For a Windows file system Create is often one of the most complex routines – I have seen file systems with almost 20% of their code in this path. There are numerous edge conditions: open by file ID, for example, as well as oplocks, not to mention creating new files, creating in-memory data structures and managing the many-to-one relationship between file objects and the file system control structures. Each open of a file creates a new FileObject. I will discuss why this becomes complicated in a future post, because it leads to unexpected behavior for the unwary.

What About POSIX?

Geriatric Care Sign
Has POSIX ceased to be relevant?

The POSIX specification was originally written to codify existing practice in UNIX. While it was called the PORTABLE Operating Systems Interface, it really set out to create that interface by documenting existing UNIX practice. While POSIX has certainly evolved, it has done so slowly.

But I’m not trying to dive into another polemic on the weaknesses of POSIX. That’s been done before.

Similarly, more tempered discussions of this subject have also been done before. For example, in USENIX login; Vaggelis Atlidakis et. al., explored this very issue in the article Posix Has Become Outdated. The authors make some useful points:

  • High-level frameworks now drive the use of POSIX. Since portability was a strong, motivating factor, the fact that applications now work against a different set (or sets) of APIs dilutes this motivation.
  • POSIX is missing abstractions. This is observed because the use of ioctl is high and that usage is precisely to provide functionality that isn’t present in POSIX.
  • The new abstractions are not converging. In other words, the three operating systems they studied are introducing new abstractions but they aren’t coalescing to a common set of abstractions. Of the three key points the authors’ make, this one is likely the most damning since it undermines the original intent of POSIX, namely portability.

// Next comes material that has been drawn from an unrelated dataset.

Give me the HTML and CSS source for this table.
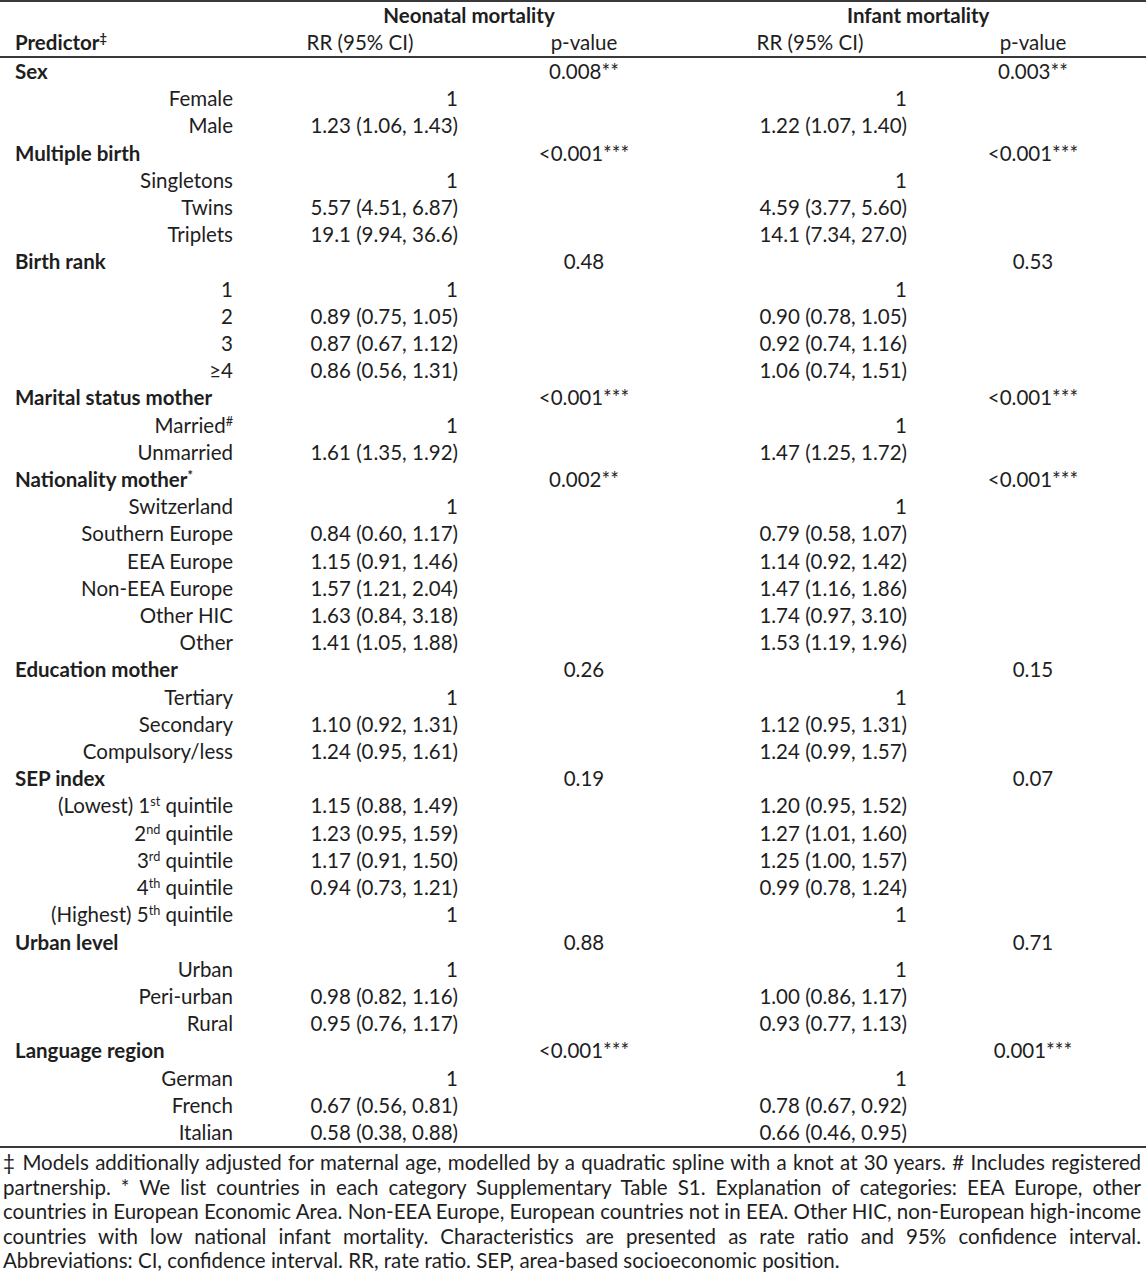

Note: the underlying paper was presented at Eurosys 2013 (POSIX Abstractions in Modern OperatingSystems: The Old, the New, and the Missing).

I find it interesting that they didn’t even evaluate Windows, which I am sure would even further strengthen their findings of missing abstractions and divergence. While people might not realize it, Microsoft has had some level of POSIX compatibility throughout the lifetime of Windows (POSIX.1 specifically, which is the basic OS functionality level.) I often see people claim Windows isn’t “POSIX compliant” but I know that this isn’t strictly true. Back in 1992 when I first started looking at Windows NT, I was quite surprised at how closely the security model they had implemented mapped to what we had done in DCE/DFS for security as well – and our work was based on the draft POSIX security specification at the time.

Yet, I would also note that people continue to look at building new POSIX operating systems. For example, last year at OSDI, Cutler, et. al., presented a paper on building an operating system in the Go languages: The benefits and costs of writing a POSIX kernel in a high-level language.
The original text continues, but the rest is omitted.